To do:
Without the pictures, write out all the lines below exactly as they appear.

Stored data:
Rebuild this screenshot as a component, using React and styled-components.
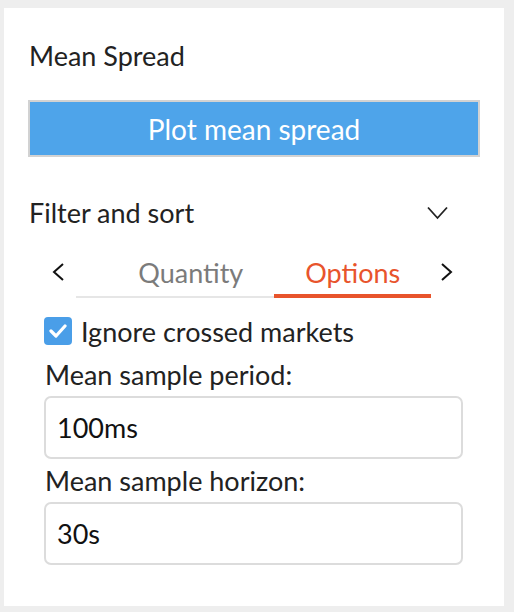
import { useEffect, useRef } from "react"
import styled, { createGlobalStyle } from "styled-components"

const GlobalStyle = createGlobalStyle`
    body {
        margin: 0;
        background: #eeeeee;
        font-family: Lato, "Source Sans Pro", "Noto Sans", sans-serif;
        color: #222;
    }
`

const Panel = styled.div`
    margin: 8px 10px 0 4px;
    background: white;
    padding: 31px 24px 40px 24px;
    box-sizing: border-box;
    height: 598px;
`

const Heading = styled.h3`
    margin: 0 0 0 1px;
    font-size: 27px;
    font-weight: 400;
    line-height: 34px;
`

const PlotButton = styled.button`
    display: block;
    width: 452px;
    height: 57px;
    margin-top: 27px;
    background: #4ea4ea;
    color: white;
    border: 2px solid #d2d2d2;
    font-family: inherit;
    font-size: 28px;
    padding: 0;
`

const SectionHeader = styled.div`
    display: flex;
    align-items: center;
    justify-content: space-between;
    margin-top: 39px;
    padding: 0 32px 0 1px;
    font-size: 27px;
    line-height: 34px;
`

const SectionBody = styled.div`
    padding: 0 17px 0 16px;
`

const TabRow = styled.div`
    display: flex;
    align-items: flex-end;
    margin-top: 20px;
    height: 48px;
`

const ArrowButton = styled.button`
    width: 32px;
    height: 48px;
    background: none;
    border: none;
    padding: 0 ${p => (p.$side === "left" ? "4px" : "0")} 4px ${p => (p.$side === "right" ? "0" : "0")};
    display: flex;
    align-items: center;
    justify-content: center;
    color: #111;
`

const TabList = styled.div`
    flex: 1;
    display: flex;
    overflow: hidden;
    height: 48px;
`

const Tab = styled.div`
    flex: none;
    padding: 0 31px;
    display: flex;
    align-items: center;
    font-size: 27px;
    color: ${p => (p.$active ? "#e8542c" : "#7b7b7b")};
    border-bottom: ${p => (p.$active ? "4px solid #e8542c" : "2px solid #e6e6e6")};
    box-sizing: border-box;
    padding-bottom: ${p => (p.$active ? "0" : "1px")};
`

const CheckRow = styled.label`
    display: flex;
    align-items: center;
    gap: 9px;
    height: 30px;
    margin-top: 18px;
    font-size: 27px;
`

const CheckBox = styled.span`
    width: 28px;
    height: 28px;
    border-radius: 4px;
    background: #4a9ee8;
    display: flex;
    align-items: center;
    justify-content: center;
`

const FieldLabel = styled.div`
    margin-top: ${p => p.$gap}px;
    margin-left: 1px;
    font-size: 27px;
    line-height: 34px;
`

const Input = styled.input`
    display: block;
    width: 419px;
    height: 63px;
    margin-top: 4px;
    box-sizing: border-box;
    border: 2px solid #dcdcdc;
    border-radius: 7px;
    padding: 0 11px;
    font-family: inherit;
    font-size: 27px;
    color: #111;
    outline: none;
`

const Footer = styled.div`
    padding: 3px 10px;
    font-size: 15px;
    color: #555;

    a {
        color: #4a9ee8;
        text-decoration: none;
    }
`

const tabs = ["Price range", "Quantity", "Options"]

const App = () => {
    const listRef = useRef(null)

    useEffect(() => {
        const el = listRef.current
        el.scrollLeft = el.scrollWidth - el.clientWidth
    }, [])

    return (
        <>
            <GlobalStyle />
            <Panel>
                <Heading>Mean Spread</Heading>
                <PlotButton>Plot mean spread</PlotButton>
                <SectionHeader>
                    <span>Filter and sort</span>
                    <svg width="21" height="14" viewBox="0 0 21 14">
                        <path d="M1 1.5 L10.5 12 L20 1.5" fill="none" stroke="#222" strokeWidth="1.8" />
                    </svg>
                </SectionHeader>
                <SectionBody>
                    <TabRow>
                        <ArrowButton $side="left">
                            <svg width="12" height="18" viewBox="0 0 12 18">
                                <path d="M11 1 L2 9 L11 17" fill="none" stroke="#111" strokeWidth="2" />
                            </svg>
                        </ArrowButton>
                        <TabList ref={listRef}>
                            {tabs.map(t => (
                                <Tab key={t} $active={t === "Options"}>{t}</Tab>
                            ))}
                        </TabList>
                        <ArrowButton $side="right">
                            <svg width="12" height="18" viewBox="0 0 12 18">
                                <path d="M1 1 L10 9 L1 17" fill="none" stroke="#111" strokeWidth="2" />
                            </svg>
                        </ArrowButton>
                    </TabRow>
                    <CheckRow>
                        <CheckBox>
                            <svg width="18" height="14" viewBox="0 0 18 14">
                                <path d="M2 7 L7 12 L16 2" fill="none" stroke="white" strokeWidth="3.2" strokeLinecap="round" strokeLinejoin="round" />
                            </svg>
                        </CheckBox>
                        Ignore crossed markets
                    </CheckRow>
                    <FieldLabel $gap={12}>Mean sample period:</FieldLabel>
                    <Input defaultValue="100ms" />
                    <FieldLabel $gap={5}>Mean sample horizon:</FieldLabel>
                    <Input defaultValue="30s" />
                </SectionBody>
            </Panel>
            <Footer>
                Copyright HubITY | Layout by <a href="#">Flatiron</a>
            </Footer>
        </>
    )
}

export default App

Output of the exercise:
Rebuild this screenshot as a component, using React and styled-components.
import { useEffect, useRef } from "react"
import styled, { createGlobalStyle } from "styled-components"

const GlobalStyle = createGlobalStyle`
    body {
        margin: 0;
        background: #eeeeee;
        font-family: Lato, "Source Sans Pro", "Noto Sans", sans-serif;
        color: #222;
    }
`

const Panel = styled.div`
    margin: 8px 10px 0 4px;
    background: white;
    padding: 31px 24px 40px 24px;
    box-sizing: border-box;
    height: 598px;
`

const Heading = styled.h3`
    margin: 0 0 0 1px;
    font-size: 27px;
    font-weight: 400;
    line-height: 34px;
`

const PlotButton = styled.button`
    display: block;
    width: 452px;
    height: 57px;
    margin-top: 27px;
    background: #4ea4ea;
    color: white;
    border: 2px solid #d2d2d2;
    font-family: inherit;
    font-size: 28px;
    padding: 0;
`

const SectionHeader = styled.div`
    display: flex;
    align-items: center;
    justify-content: space-between;
    margin-top: 39px;
    padding: 0 32px 0 1px;
    font-size: 27px;
    line-height: 34px;
`

const SectionBody = styled.div`
    padding: 0 17px 0 16px;
`

const TabRow = styled.div`
    display: flex;
    align-items: flex-end;
    margin-top: 20px;
    height: 48px;
`

const ArrowButton = styled.button`
    width: 32px;
    height: 48px;
    background: none;
    border: none;
    padding: 0 ${p => (p.$side === "left" ? "4px" : "0")} 4px ${p => (p.$side === "right" ? "0" : "0")};
    display: flex;
    align-items: center;
    justify-content: center;
    color: #111;
`

const TabList = styled.div`
    flex: 1;
    display: flex;
    overflow: hidden;
    height: 48px;
`

const Tab = styled.div`
    flex: none;
    padding: 0 31px;
    display: flex;
    align-items: center;
    font-size: 27px;
    color: ${p => (p.$active ? "#e8542c" : "#7b7b7b")};
    border-bottom: ${p => (p.$active ? "4px solid #e8542c" : "2px solid #e6e6e6")};
    box-sizing: border-box;
    padding-bottom: ${p => (p.$active ? "0" : "1px")};
`

const CheckRow = styled.label`
    display: flex;
    align-items: center;
    gap: 9px;
    height: 30px;
    margin-top: 18px;
    font-size: 27px;
`

const CheckBox = styled.span`
    width: 28px;
    height: 28px;
    border-radius: 4px;
    background: #4a9ee8;
    display: flex;
    align-items: center;
    justify-content: center;
`

const FieldLabel = styled.div`
    margin-top: ${p => p.$gap}px;
    margin-left: 1px;
    font-size: 27px;
    line-height: 34px;
`

const Input = styled.input`
    display: block;
    width: 419px;
    height: 63px;
    margin-top: 4px;
    box-sizing: border-box;
    border: 2px solid #dcdcdc;
    border-radius: 7px;
    padding: 0 11px;
    font-family: inherit;
    font-size: 27px;
    color: #111;
    outline: none;
`

const Footer = styled.div`
    padding: 3px 10px;
    font-size: 15px;
    color: #555;

    a {
        color: #4a9ee8;
        text-decoration: none;
    }
`

const tabs = ["Price range", "Quantity", "Options"]

const App = () => {
    const listRef = useRef(null)

    useEffect(() => {
        const el = listRef.current
        el.scrollLeft = el.scrollWidth - el.clientWidth
    }, [])

    return (
        <>
            <GlobalStyle />
            <Panel>
                <Heading>Mean Spread</Heading>
                <PlotButton>Plot mean spread</PlotButton>
                <SectionHeader>
                    <span>Filter and sort</span>
                    <svg width="21" height="14" viewBox="0 0 21 14">
                        <path d="M1 1.5 L10.5 12 L20 1.5" fill="none" stroke="#222" strokeWidth="1.8" />
                    </svg>
                </SectionHeader>
                <SectionBody>
                    <TabRow>
                        <ArrowButton $side="left">
                            <svg width="12" height="18" viewBox="0 0 12 18">
                                <path d="M11 1 L2 9 L11 17" fill="none" stroke="#111" strokeWidth="2" />
                            </svg>
                        </ArrowButton>
                        <TabList ref={listRef}>
                            {tabs.map(t => (
                                <Tab key={t} $active={t === "Options"}>{t}</Tab>
                            ))}
                        </TabList>
                        <ArrowButton $side="right">
                            <svg width="12" height="18" viewBox="0 0 12 18">
                                <path d="M1 1 L10 9 L1 17" fill="none" stroke="#111" strokeWidth="2" />
                            </svg>
                        </ArrowButton>
                    </TabRow>
                    <CheckRow>
                        <CheckBox>
                            <svg width="18" height="14" viewBox="0 0 18 14">
                                <path d="M2 7 L7 12 L16 2" fill="none" stroke="white" strokeWidth="3.2" strokeLinecap="round" strokeLinejoin="round" />
                            </svg>
                        </CheckBox>
                        Ignore crossed markets
                    </CheckRow>
                    <FieldLabel $gap={12}>Mean sample period:</FieldLabel>
                    <Input defaultValue="100ms" />
                    <FieldLabel $gap={5}>Mean sample horizon:</FieldLabel>
                    <Input defaultValue="30s" />
                </SectionBody>
            </Panel>
            <Footer>
                Copyright HubITY | Layout by <a href="#">Flatiron</a>
            </Footer>
        </>
    )
}

export default App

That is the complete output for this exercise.